* _DIRECTIONS_: Say how many lines contain "this"; the answer is the number alone.

* _RECORD EXCERPTS_:
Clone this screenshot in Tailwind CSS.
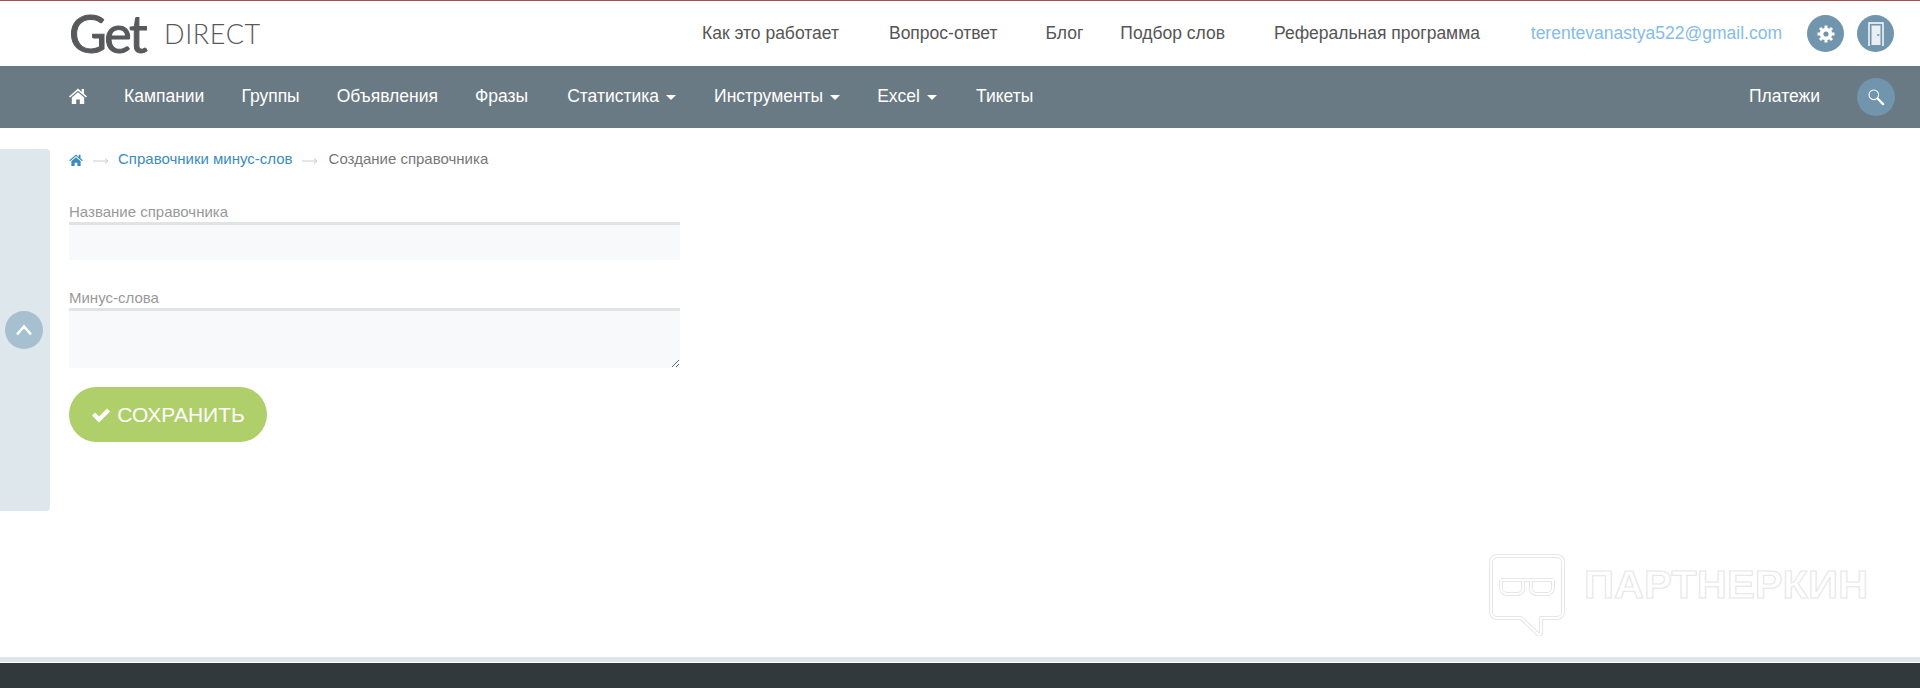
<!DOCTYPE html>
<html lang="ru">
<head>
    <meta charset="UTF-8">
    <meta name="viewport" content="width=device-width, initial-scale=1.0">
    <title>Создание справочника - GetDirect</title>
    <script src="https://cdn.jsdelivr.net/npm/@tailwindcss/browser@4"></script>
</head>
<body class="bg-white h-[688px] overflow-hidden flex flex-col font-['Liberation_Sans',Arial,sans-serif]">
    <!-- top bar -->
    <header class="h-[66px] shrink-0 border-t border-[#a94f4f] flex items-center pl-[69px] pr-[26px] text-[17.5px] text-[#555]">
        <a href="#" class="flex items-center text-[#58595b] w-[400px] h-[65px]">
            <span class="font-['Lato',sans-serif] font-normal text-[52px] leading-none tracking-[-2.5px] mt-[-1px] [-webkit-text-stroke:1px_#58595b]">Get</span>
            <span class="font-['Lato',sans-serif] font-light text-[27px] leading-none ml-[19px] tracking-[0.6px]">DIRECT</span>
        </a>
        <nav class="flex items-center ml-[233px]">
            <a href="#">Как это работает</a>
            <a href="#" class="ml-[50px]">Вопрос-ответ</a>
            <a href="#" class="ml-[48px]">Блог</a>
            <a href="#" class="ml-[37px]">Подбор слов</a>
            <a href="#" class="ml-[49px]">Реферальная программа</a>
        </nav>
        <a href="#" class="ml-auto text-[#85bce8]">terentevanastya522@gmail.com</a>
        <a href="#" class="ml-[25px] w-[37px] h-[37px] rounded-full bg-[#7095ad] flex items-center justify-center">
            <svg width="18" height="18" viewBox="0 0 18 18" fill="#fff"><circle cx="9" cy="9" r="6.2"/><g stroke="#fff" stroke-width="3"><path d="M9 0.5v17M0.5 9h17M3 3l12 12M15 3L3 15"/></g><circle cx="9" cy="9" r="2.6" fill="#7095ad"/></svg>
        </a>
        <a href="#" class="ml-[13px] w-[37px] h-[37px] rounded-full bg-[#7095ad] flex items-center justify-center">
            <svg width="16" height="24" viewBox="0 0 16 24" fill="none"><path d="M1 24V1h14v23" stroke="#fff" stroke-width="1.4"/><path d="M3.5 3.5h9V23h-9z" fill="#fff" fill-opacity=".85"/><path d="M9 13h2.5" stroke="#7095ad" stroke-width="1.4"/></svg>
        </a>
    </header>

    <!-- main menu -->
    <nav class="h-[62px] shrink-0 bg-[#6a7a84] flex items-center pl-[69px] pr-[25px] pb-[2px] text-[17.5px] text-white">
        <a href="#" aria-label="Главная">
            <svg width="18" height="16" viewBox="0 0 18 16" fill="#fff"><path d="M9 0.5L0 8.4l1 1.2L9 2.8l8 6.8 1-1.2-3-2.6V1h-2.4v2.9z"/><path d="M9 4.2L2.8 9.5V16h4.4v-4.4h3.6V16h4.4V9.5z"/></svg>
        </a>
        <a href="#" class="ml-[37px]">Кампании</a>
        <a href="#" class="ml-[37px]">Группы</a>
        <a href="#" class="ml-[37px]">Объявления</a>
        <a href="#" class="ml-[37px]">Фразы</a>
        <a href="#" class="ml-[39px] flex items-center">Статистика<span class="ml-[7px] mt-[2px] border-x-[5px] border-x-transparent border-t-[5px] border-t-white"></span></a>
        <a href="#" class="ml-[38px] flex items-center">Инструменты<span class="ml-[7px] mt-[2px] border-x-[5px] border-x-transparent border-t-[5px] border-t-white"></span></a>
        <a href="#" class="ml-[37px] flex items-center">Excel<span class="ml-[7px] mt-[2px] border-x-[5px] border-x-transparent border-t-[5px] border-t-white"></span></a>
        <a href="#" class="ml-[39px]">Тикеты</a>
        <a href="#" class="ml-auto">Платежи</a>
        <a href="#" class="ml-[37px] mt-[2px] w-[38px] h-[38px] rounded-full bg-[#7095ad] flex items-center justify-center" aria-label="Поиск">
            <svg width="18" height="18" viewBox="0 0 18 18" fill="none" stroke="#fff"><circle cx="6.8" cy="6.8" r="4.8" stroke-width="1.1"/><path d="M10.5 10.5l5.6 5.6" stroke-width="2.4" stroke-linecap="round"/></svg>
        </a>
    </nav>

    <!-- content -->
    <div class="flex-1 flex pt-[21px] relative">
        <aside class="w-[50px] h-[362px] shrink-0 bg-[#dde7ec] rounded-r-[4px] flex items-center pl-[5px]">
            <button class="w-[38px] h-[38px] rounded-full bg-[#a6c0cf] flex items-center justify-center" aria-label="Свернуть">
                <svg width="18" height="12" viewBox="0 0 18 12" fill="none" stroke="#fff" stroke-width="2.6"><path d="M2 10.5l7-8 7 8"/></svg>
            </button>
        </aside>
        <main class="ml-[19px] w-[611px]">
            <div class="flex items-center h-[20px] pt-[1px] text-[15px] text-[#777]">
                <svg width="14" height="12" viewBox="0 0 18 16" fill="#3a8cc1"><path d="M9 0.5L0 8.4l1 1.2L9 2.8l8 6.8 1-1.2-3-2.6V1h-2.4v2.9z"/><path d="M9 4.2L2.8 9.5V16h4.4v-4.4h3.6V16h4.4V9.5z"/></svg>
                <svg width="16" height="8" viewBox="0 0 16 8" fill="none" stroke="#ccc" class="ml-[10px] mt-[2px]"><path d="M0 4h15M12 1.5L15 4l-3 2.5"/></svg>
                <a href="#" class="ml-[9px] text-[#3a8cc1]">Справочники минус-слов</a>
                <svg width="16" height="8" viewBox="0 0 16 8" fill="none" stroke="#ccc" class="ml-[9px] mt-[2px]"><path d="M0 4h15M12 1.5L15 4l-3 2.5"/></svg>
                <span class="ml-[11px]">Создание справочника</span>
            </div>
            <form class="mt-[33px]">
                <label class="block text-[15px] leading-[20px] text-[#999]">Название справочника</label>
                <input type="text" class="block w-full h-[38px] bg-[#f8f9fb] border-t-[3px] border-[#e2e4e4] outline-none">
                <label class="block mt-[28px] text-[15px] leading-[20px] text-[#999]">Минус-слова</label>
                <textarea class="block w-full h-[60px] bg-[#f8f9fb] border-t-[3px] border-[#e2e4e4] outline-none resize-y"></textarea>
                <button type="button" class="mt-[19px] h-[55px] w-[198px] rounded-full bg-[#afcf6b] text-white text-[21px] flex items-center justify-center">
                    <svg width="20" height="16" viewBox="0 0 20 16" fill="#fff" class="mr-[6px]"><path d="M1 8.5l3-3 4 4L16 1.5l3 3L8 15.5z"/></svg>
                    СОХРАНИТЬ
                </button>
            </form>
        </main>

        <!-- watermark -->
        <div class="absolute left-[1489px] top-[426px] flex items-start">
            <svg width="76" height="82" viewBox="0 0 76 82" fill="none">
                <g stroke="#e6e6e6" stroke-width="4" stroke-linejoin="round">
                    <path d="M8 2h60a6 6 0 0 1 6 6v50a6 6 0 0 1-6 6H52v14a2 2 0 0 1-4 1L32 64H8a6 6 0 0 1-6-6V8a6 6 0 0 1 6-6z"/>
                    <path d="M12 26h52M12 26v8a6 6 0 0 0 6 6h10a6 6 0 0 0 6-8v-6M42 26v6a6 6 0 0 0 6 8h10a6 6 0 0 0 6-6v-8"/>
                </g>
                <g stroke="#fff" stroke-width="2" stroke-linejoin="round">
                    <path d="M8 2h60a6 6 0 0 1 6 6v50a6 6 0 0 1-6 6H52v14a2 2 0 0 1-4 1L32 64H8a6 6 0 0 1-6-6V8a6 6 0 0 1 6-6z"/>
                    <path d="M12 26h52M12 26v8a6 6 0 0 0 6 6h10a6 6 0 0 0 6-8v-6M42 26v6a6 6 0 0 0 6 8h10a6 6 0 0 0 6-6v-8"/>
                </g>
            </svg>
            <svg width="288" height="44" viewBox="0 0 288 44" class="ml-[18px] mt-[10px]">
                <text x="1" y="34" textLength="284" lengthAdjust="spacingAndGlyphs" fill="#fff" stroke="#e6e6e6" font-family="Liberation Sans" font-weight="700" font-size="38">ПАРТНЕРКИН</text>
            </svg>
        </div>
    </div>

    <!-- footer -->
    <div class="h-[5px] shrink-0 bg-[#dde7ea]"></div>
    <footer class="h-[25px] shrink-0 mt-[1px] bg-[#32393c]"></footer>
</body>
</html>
---
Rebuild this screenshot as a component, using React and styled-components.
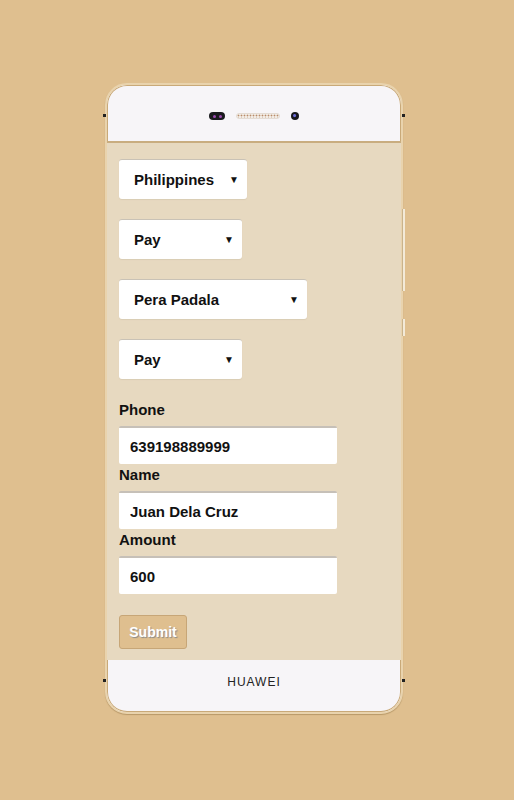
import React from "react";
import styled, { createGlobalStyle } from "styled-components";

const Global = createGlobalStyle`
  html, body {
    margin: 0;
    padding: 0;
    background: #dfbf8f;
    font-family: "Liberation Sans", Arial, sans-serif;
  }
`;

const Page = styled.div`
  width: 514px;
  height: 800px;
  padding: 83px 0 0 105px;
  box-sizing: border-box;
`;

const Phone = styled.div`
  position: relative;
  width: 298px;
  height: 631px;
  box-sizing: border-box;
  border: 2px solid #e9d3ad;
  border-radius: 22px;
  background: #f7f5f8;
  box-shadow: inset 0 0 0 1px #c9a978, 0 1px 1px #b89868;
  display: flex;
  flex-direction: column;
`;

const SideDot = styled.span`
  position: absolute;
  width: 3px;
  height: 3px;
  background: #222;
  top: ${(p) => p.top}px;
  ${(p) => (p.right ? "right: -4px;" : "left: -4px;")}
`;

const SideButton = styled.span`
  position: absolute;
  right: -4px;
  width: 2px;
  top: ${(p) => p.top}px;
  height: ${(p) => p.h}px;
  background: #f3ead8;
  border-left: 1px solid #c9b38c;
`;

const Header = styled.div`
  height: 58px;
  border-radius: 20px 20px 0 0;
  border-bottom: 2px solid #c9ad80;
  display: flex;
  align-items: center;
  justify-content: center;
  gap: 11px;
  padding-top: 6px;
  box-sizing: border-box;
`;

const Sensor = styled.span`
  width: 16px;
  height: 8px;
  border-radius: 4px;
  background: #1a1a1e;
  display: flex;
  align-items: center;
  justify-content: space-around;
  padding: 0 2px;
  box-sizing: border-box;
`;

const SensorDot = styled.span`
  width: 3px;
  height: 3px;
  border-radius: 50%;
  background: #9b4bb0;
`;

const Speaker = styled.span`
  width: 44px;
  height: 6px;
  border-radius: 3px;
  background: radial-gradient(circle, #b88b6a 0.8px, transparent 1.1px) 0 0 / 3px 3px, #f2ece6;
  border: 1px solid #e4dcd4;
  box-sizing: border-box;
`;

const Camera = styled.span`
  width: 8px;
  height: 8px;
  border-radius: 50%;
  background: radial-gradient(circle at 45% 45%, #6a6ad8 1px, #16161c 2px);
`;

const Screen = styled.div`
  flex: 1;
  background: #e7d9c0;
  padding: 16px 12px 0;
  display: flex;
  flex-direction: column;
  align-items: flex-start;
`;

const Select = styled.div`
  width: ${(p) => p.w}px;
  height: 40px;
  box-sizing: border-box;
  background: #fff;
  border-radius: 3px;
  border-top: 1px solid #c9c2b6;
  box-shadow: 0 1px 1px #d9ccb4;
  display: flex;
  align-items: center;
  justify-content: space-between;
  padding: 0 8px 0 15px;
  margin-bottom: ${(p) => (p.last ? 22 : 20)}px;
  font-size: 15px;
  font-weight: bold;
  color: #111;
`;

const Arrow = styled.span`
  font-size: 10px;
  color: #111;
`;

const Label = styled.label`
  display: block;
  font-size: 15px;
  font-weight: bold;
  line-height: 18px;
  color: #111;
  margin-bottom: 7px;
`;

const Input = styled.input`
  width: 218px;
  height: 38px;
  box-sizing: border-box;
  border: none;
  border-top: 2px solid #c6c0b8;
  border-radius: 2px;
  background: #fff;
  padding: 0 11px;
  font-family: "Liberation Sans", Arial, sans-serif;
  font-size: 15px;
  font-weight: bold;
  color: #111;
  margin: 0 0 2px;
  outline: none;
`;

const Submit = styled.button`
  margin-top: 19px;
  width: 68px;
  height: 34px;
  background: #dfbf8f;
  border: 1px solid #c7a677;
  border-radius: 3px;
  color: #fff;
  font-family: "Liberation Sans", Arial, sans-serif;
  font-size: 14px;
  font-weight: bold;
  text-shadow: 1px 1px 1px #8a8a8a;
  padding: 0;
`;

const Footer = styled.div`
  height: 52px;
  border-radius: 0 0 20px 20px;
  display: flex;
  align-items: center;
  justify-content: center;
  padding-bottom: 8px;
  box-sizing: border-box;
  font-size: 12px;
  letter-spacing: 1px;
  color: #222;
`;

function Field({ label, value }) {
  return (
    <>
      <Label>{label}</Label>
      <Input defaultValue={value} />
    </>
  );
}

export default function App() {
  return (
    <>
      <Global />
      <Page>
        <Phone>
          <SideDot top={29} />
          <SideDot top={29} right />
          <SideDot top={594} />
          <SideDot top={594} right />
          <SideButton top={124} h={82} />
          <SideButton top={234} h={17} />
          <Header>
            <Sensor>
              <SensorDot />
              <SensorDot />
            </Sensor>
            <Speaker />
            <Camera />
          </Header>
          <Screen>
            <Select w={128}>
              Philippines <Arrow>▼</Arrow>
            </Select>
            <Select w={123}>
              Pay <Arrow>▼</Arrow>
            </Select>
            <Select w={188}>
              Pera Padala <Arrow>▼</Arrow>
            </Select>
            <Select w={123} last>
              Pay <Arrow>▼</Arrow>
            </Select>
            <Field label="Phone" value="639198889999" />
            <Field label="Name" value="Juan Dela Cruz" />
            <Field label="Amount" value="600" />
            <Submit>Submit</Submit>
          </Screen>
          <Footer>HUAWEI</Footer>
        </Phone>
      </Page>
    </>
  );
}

* _TASK RESPONSE_: 2